How do Grants, Loans, and Scholarships Differ?
If you’re ready for college, you are now ready to proceed to the next step: finding the best options to finance your education. There’s no other way to put it: higher education is indeed an expensive undertaking!
Even high earners and high-income families struggle to pay the education charges in 60% of colleges in America, says the Higher Education Policy.
How to finance your education is the biggest question posed by most students in the United States. Taking advantage of and exploring the different options for financial aid and education assistance programs is extremely important for you to be ready financially.
Fortunately, you will have access to apply to grants, loans, and scholarships. But before you fill out anything yet, educate yourself about what they are exactly, and the differences between them.
Simply put, grants are free money awarded by the federal government, local state government, or other institutions. With free money, it means you do not need to repay anything at all. The basis used for this type of financial aid is either merit or financial needs. You may take your chances with it by filling out your FAFSA sheet first.
There are many grants that you can be eligible for, but the most common one is the Federal Pell Grant. It is need-based, which means new college students planning to pursue undergraduate studies are qualified.
Another one of its kind is the TEACH Grant, which is specifically awarded to applicants who are planning to pursue Education programs. Another popular grant is called the Iraq and Afghanistan Service Grants awarded to children of soldiers or military staff who served in Iraq and Afghanistan after 9/11.
Perhaps the only downside is that these aids only provide limited resources, which means not everyone who deserves it may be picked. Their biggest advantage, on the other hand, is that financial aid is that they are need-based, and the money is given out for free.
Another viable option for you to finance your college education is by availing a student loan. You have to dive deeper into its definition, though, as it seems to be more complex than it sounds!
Loans, in their original meaning, would require borrowers to pay back the money borrowed from an institution, government, or private organization. Loans differ in the college expenses covered, which may include any or all of the tuition, living expenses, and other fees.
Consider the interest you will incur when you take out the student loan. Because some interests add up before you are capable of paying, be careful about making that choice.
Federal need-based, federal non-need-based, and state loans are your best options as they usually come with fixed interest rates. They also have less stringent rules than private loan companies and offer convenient repayment plans.
One thing to make sure of is that, before you decide on your loan of choice, assess your capability to pay! Can you handle the pressure of repaying everything after or within your college years? Balancing out the advantages and disadvantages of this type of aid is fair game.
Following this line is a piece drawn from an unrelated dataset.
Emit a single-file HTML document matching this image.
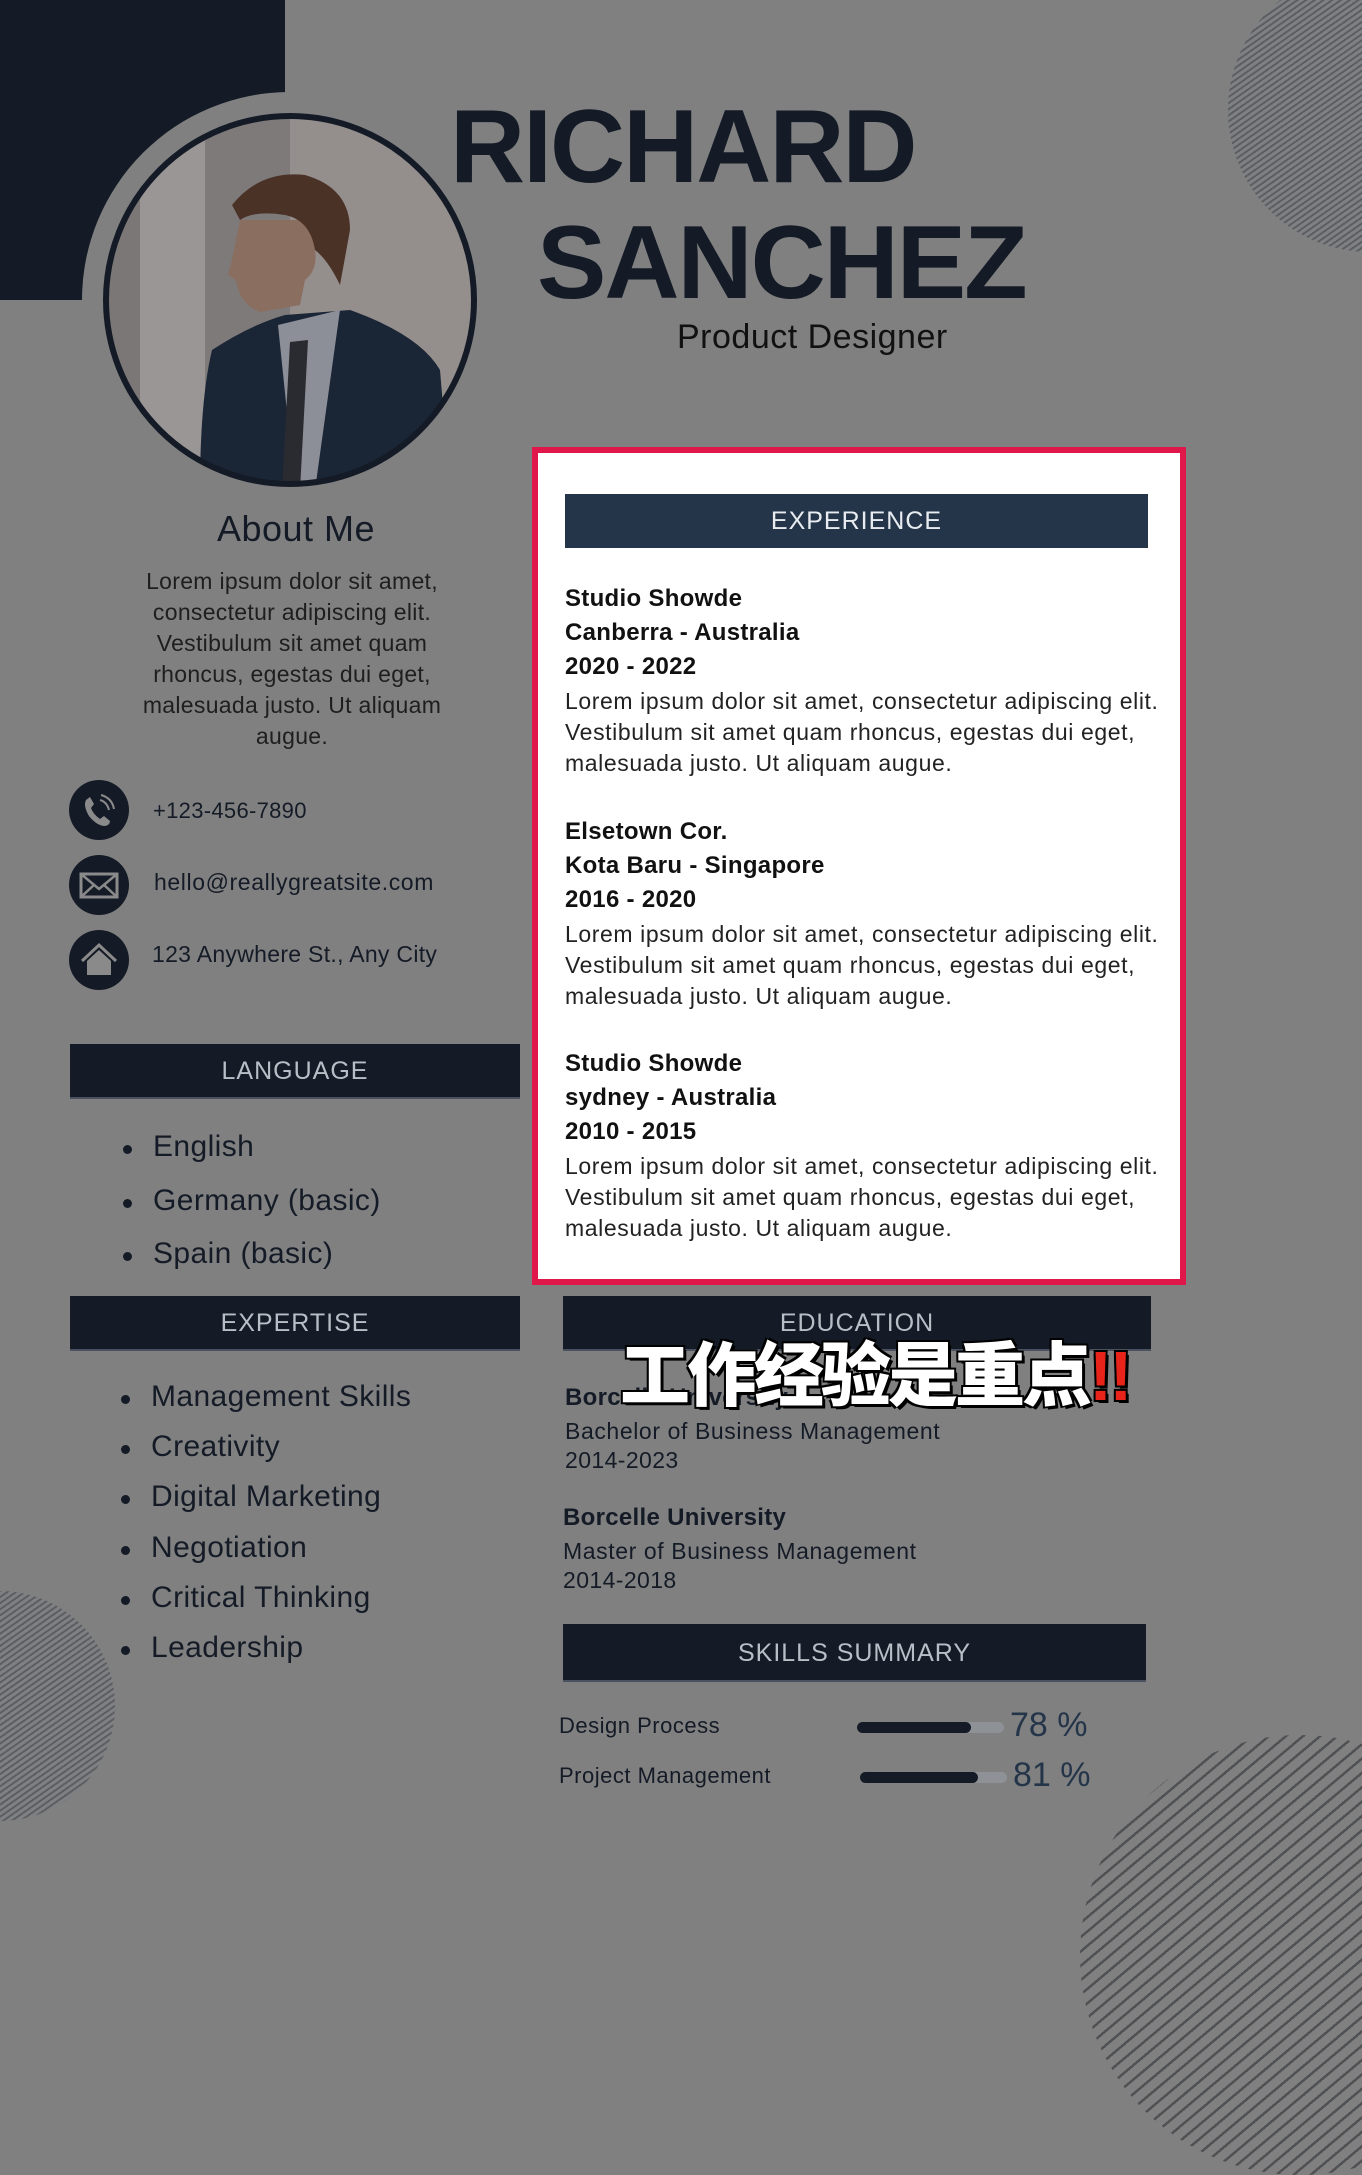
<!DOCTYPE html>
<html><head><meta charset="utf-8"><style>
*{margin:0;padding:0;box-sizing:border-box}
body{width:1362px;height:1920px;background:#808080;position:relative;overflow:hidden;font-family:"Liberation Sans",sans-serif;color:#141b26}
.a{position:absolute}
.bar{position:absolute;color:#b9bec6;font-size:25px;text-align:center;letter-spacing:1px;background:#141b26;border-bottom:2px solid #4a5260}
.stripe{position:absolute;border-radius:50%;background:repeating-linear-gradient(145deg,#5c5e61 0 2px,#7f8083 2px 5px)}
.t{position:absolute;white-space:nowrap}
.li{position:absolute;font-size:30px;letter-spacing:0.4px;white-space:nowrap}
.li:before{content:"";position:absolute;left:-30px;top:15px;width:9px;height:9px;border-radius:50%;background:#141b26}
.exp b{display:block;font-size:24px;line-height:34px;color:#111;letter-spacing:0.3px}
.exp p{font-size:23px;letter-spacing:0.6px;line-height:31px;color:#222;margin-top:2px}
</style></head><body>
<div class="stripe" style="left:1228px;top:-32px;width:284px;height:284px"></div>
<div class="stripe" style="left:-115px;top:1591px;width:230px;height:230px"></div>
<div class="stripe" style="left:1080px;top:1735px;width:440px;height:440px;background:repeating-linear-gradient(140deg,#4f5154 0 2.5px,#808080 2.5px 11px)"></div>
<div class="a" style="left:0;top:0;width:285px;height:300px;background:#141b26"></div>
<div class="a" style="left:82px;top:92px;width:416px;height:416px;border-radius:50%;background:#808080"></div>
<svg class="a" style="left:100px;top:110px" width="380" height="380" viewBox="0 0 380 380">
<defs><clipPath id="c"><circle cx="190" cy="190" r="184"/></clipPath></defs>
<g clip-path="url(#c)">
<rect width="380" height="380" fill="#8f8a88"/>
<rect x="0" y="0" width="40" height="380" fill="#7a7776"/>
<rect x="40" y="0" width="65" height="380" fill="#9a9696"/>
<rect x="105" y="0" width="85" height="380" fill="#7e7a7a"/>
<rect x="190" y="0" width="190" height="380" fill="#948e8c"/>
<path d="M112 240 Q150 215 185 205 L250 200 Q320 225 340 260 L350 380 L100 380 Q100 290 112 240Z" fill="#1a2536"/>
<path d="M178 215 L240 200 L215 380 L195 380Z" fill="#8d8f98"/>
<path d="M190 232 L208 230 L200 380 L182 380Z" fill="#2a2b30"/>
<path d="M132 150 L128 165 L136 170 Q140 195 160 202 L200 195 L205 170 Q218 160 215 140 L210 110 L140 110Z" fill="#8a6e60"/>
<path d="M132 95 Q160 60 205 65 Q250 78 250 120 L240 175 Q228 150 215 140 Q210 110 185 105 Q155 100 140 110Z" fill="#4a3226"/>
</g>
<circle cx="190" cy="190" r="184" fill="none" stroke="#141b26" stroke-width="6"/>
</svg>
<div class="t" style="left:450px;top:92px;font-size:104px;font-weight:bold;letter-spacing:-2px;line-height:110px">RICHARD</div>
<div class="t" style="left:537px;top:208px;font-size:104px;font-weight:bold;letter-spacing:-2px;line-height:110px">SANCHEZ</div>
<div class="t" style="left:677px;top:318px;font-size:34px;color:#111;letter-spacing:0.5px">Product Designer</div>

<div class="t" style="left:0;width:592px;top:508px;text-align:center;font-size:36px;letter-spacing:0.5px">About Me</div>
<div class="a" style="left:122px;width:340px;top:566px;text-align:center;font-size:23px;letter-spacing:0.3px;line-height:31px;color:#1e1e1e">Lorem ipsum dolor sit amet, consectetur adipiscing elit. Vestibulum sit amet quam rhoncus, egestas dui eget, malesuada justo. Ut aliquam augue.</div>

<svg class="a" style="left:69px;top:780px" width="62" height="212" viewBox="0 0 62 212">
<circle cx="30" cy="30" r="30" fill="#141b26"/><circle cx="30" cy="105" r="30" fill="#141b26"/><circle cx="30" cy="180" r="30" fill="#141b26"/>
<path d="M17 20 Q14 26 20 36 Q28 46 36 46 Q41 45 41 41 L35 36 L31 39 Q24 34 22 28 L25 24 L21 17Z" fill="#8a8a8a"/>
<path d="M31 20 Q38 22 40 30 M32 15 Q43 18 45 29" stroke="#8a8a8a" stroke-width="2" fill="none"/>
<rect x="12" y="94" width="36" height="23" fill="none" stroke="#8a8a8a" stroke-width="3"/>
<path d="M12 94 L30 109 L48 94 M12 117 L26 104 M48 117 L34 104" stroke="#8a8a8a" stroke-width="2.5" fill="none"/>
<path d="M13 181 L30 165 L47 181" stroke="#8a8a8a" stroke-width="3" fill="none"/>
<path d="M18 181 L30 170 L42 181 L42 195 L18 195Z" fill="#8a8a8a"/>
</svg>
<div class="t" style="left:153px;top:798px;font-size:22px;letter-spacing:0.3px">+123-456-7890</div>
<div class="t" style="left:154px;top:869px;font-size:23px;letter-spacing:0.6px">hello@reallygreatsite.com</div>
<div class="t" style="left:152px;top:941px;font-size:23px;letter-spacing:0.3px">123 Anywhere St., Any City</div>

<div class="bar" style="left:70px;top:1044px;width:450px;height:55px;line-height:55px">LANGUAGE</div>
<div class="li" style="left:153px;top:1130px">English</div>
<div class="li" style="left:153px;top:1184px">Germany (basic)</div>
<div class="li" style="left:153px;top:1237px">Spain (basic)</div>

<div class="bar" style="left:70px;top:1296px;width:450px;height:55px;line-height:55px">EXPERTISE</div>
<div class="li" style="left:151px;top:1380px">Management Skills</div>
<div class="li" style="left:151px;top:1430px">Creativity</div>
<div class="li" style="left:151px;top:1480px">Digital Marketing</div>
<div class="li" style="left:151px;top:1531px">Negotiation</div>
<div class="li" style="left:151px;top:1581px">Critical Thinking</div>
<div class="li" style="left:151px;top:1631px">Leadership</div>

<div class="a" style="left:532px;top:447px;width:654px;height:838px;background:#fff;border:6px solid #e0174a"></div>
<div class="bar" style="left:565px;top:494px;width:583px;height:54px;line-height:54px;background:#253549;color:#e8ecf0;border:none">EXPERIENCE</div>
<div class="a exp" style="left:565px;top:582px;width:618px">
<b>Studio Showde</b><b>Canberra - Australia</b><b>2020 - 2022</b>
<p>Lorem ipsum dolor sit amet, consectetur adipiscing elit. Vestibulum sit amet quam rhoncus, egestas dui eget, malesuada justo. Ut aliquam augue.</p>
</div>
<div class="a exp" style="left:565px;top:815px;width:618px">
<b>Elsetown Cor.</b><b>Kota Baru - Singapore</b><b>2016 - 2020</b>
<p>Lorem ipsum dolor sit amet, consectetur adipiscing elit. Vestibulum sit amet quam rhoncus, egestas dui eget, malesuada justo. Ut aliquam augue.</p>
</div>
<div class="a exp" style="left:565px;top:1047px;width:618px">
<b>Studio Showde</b><b>sydney - Australia</b><b>2010 - 2015</b>
<p>Lorem ipsum dolor sit amet, consectetur adipiscing elit. Vestibulum sit amet quam rhoncus, egestas dui eget, malesuada justo. Ut aliquam augue.</p>
</div>

<div class="bar" style="left:563px;top:1296px;width:588px;height:55px;line-height:55px">EDUCATION</div>
<div class="t" style="left:565px;top:1384px;font-size:24px;font-weight:bold;letter-spacing:0.3px">Borcelle University</div>
<div class="t" style="left:565px;top:1418px;font-size:23px;letter-spacing:0.6px">Bachelor of Business Management</div>
<div class="t" style="left:565px;top:1447px;font-size:23px;letter-spacing:0.4px">2014-2023</div>
<div class="t" style="left:563px;top:1504px;font-size:24px;font-weight:bold;letter-spacing:0.3px">Borcelle University</div>
<div class="t" style="left:563px;top:1538px;font-size:23px;letter-spacing:0.6px">Master of Business Management</div>
<div class="t" style="left:563px;top:1567px;font-size:23px;letter-spacing:0.4px">2014-2018</div>

<div class="bar" style="left:563px;top:1624px;width:583px;height:58px;line-height:58px">SKILLS SUMMARY</div>
<div class="t" style="left:559px;top:1713px;font-size:22px;letter-spacing:0.5px">Design Process</div>
<div class="a" style="left:857px;top:1722px;width:147px;height:11px;border-radius:6px;background:#8e9196"></div>
<div class="a" style="left:857px;top:1722px;width:114px;height:11px;border-radius:6px;background:#141b26"></div>
<div class="t" style="left:1010px;top:1706px;font-size:34px;color:#253549">78 %</div>
<div class="t" style="left:559px;top:1763px;font-size:22px;letter-spacing:0.5px">Project Management</div>
<div class="a" style="left:860px;top:1772px;width:147px;height:11px;border-radius:6px;background:#8e9196"></div>
<div class="a" style="left:860px;top:1772px;width:118px;height:11px;border-radius:6px;background:#141b26"></div>
<div class="t" style="left:1013px;top:1756px;font-size:34px;color:#253549">81 %</div>

<div class="t" style="left:620px;top:1320px;font-size:70px;font-weight:900;color:#fff;font-family:'Liberation Sans','Noto Sans CJK SC',sans-serif;text-shadow:3px 3px 0 #000,-2px -2px 0 #000,2px -2px 0 #000,-2px 2px 0 #000;letter-spacing:-3px">工作经验是重点<span style="color:#e8231a">!!</span></div>
</body></html>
Remember that loans expect you to pay your tuition back within a deadline. You could get a bad credit score in the future if you ever fail to pay on time.
Scholarships are offered from a wide variety of sources. This category of educational aid can be provided by a college or university, nonprofit organizations, private companies and businesses, and even communities. It depends on where you apply and which scholarship program you can be eligible for.
Scholarships are awarded free of charge and do not need to be repaid. In this sense, they are similar to grants. However, while grants are usually need-based, scholarships are merit-based.
Depending on the program, you may either have to meet the criteria or have the required skills. Are you a part of the minority? Do you excel in sports or possess exceptional talent? Are you active in community service? These attributes can qualify you for college scholarships.
If you demonstrate stellar student performance, you may also be qualified for awards and benefits from sponsors.
There are numerous scholarships out there that you can surely be a candidate for. Yet, you have to be aware that these programs include competitions and rivalries with other qualified applicants, and your eligibility and chances of getting picked aren’t guaranteed.
Scholarships aren’t limited in terms of the total amount that you will receive. Usually, they are flexible and allow students to apply as many times as they want. The downside? Scholarship processes are usually time-consuming, and competition with other well-qualified and high-achieving applicants is usually tough!